[start of Dataset entries]

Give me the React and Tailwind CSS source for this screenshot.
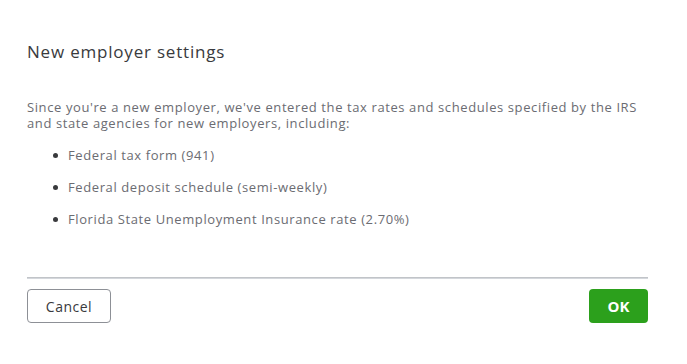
export default function App() {
  const items = [
    "Federal tax form (941)",
    "Federal deposit schedule (semi-weekly)",
    "Florida State Unemployment Insurance rate (2.70%)",
  ];
  return (
    <div className="w-[687px] h-[364px] bg-white overflow-hidden" style={{ fontFamily: "'Open Sans', Lato, sans-serif" }}>
      <div className="pl-[27px] pr-[39px] pt-[40px]">
        <h1 className="text-[17px] leading-[24px] text-[#393a3d] font-normal tracking-[0.8px]">New employer settings</h1>
        <p className="mt-[35px] text-[13px] leading-[16px] text-[#6b6c72] tracking-[0.6px]">
          Since you're a new employer, we've entered the tax rates and schedules specified by the IRS
          <br />
          and state agencies for new employers, including:
        </p>
        <ul className="mt-[16px] flex flex-col gap-[16px] pl-[26px] text-[13px] leading-[16px] text-[#6b6c72] tracking-[0.6px]">
          {items.map((t) => (
            <li key={t} className="flex items-center gap-[10px]">
              <span className="w-[5px] h-[5px] rounded-full bg-[#393a3d]" />
              <span>{t}</span>
            </li>
          ))}
        </ul>
        <div className="mt-[50px] h-[2px] bg-[#d4d7dc] border-t border-[#c1c4c8]" />
        <div className="mt-[10px] flex justify-between">
          <button className="w-[84px] h-[34px] rounded-[4px] border border-[#8d9096] text-[14px] tracking-[0.5px] text-[#393a3d] bg-white">Cancel</button>
          <button className="w-[59px] h-[34px] rounded-[4px] bg-[#2ca01c] text-[15px] font-bold text-white">OK</button>
        </div>
      </div>
    </div>
  );
}
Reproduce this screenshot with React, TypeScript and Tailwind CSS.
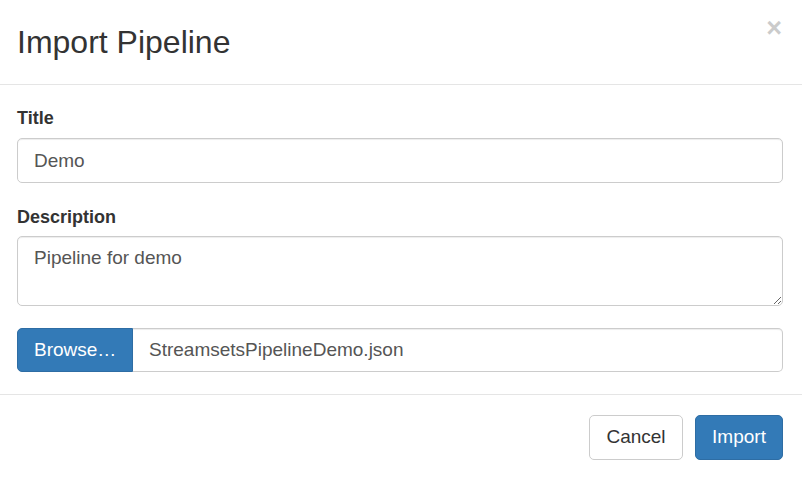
import React from "react";

export default function App() {
  return (
    <div className="w-[802px] h-[478px] bg-white text-[#333] font-['Liberation_Sans',Arial,sans-serif] overflow-hidden">
      <div className="h-[85px] border-b border-[#e5e5e5] flex items-center justify-between pl-[17px] pr-[20px]">
        <h3 className="text-[32px] leading-[36px] text-[#333] m-0">Import Pipeline</h3>
        <span className="self-start mt-[12px] text-[27px] font-bold leading-[32px] text-black opacity-20">×</span>
      </div>
      <div className="pl-[17px] pr-[19px] pt-[21px] pb-[22px] border-b border-[#e5e5e5]">
        <label className="block text-[18px] font-bold leading-[24px] mb-[8px]">Title</label>
        <input
          readOnly
          value="Demo"
          className="block w-full h-[45px] border border-[#ccc] rounded-[5px] px-[16px] text-[19px] text-[#555] shadow-[inset_0_1px_1px_rgba(0,0,0,0.075)] outline-none"
        />
        <label className="block text-[18px] font-bold leading-[24px] mt-[22px] mb-[7px]">Description</label>
        <textarea
          readOnly
          value="Pipeline for demo"
          className="block w-full h-[70px] border border-[#ccc] rounded-[5px] px-[16px] pt-[8px] text-[19px] leading-[26px] text-[#555] shadow-[inset_0_1px_1px_rgba(0,0,0,0.075)] outline-none resize-y"
        />
        <div className="flex mt-[22px] h-[44px]">
          <div className="w-[116px] h-full bg-[#337ab7] border border-[#2e6da4] rounded-l-[5px] text-white text-[19px] flex items-center pl-[16px]">
            Browse…
          </div>
          <div className="flex-1 h-full border border-l-0 border-[#ccc] rounded-r-[5px] flex items-center pl-[16px] text-[19px] text-[#555] shadow-[inset_0_1px_1px_rgba(0,0,0,0.075)]">
            StreamsetsPipelineDemo.json
          </div>
        </div>
      </div>
      <div className="flex justify-end gap-[12px] px-[19px] pt-[20px]">
        <button className="w-[94px] h-[45px] border border-[#ccc] rounded-[5px] bg-white text-[19px] text-[#333]">
          Cancel
        </button>
        <button className="w-[88px] h-[45px] border border-[#2e6da4] rounded-[5px] bg-[#337ab7] text-[19px] text-white">
          Import
        </button>
      </div>
    </div>
  );
}
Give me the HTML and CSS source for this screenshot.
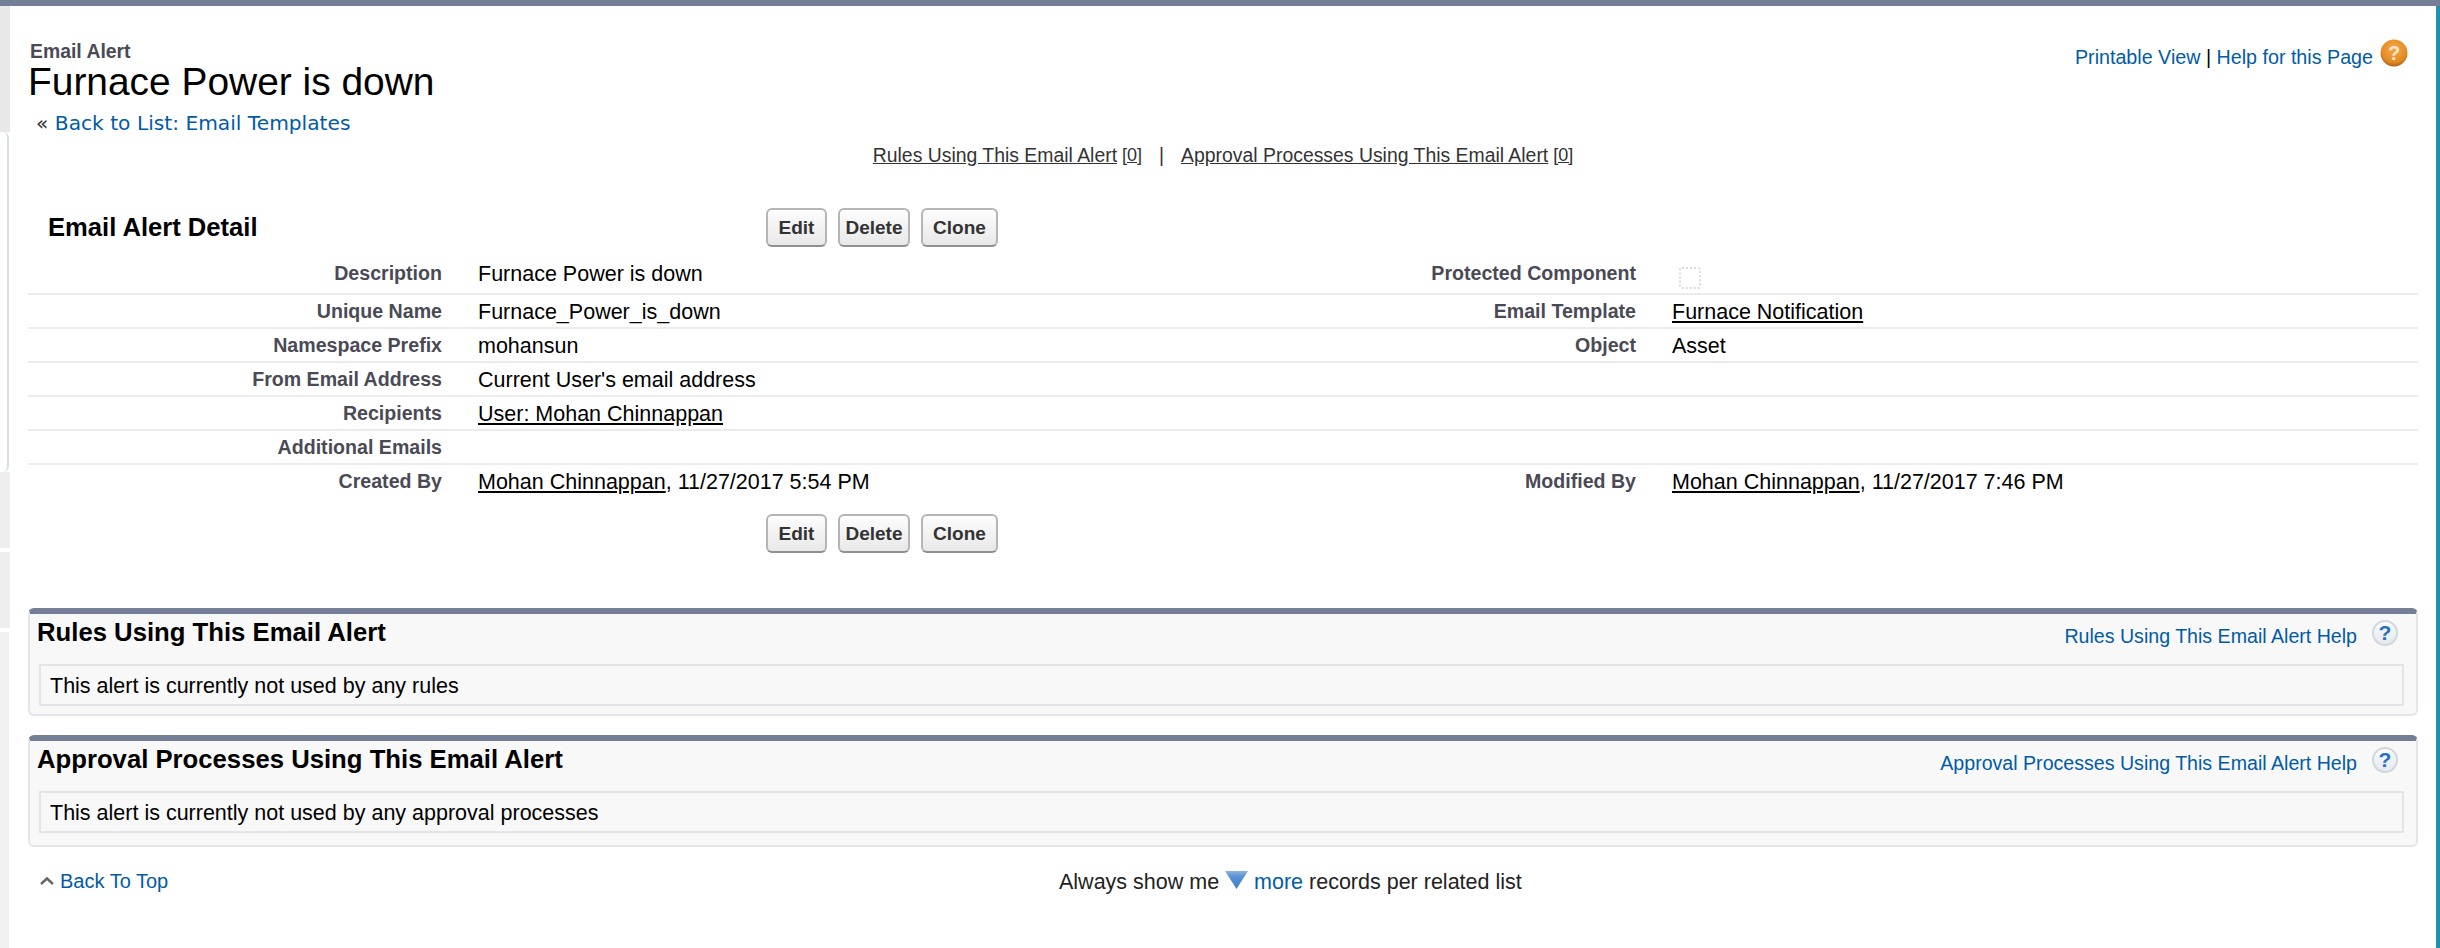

[end of Dataset entries]

* Aim
List every line from the entries above in which "Tailwind" appears.

* Written response
Give me the React and Tailwind CSS source for this screenshot.
Reproduce this screenshot with React, TypeScript and Tailwind CSS.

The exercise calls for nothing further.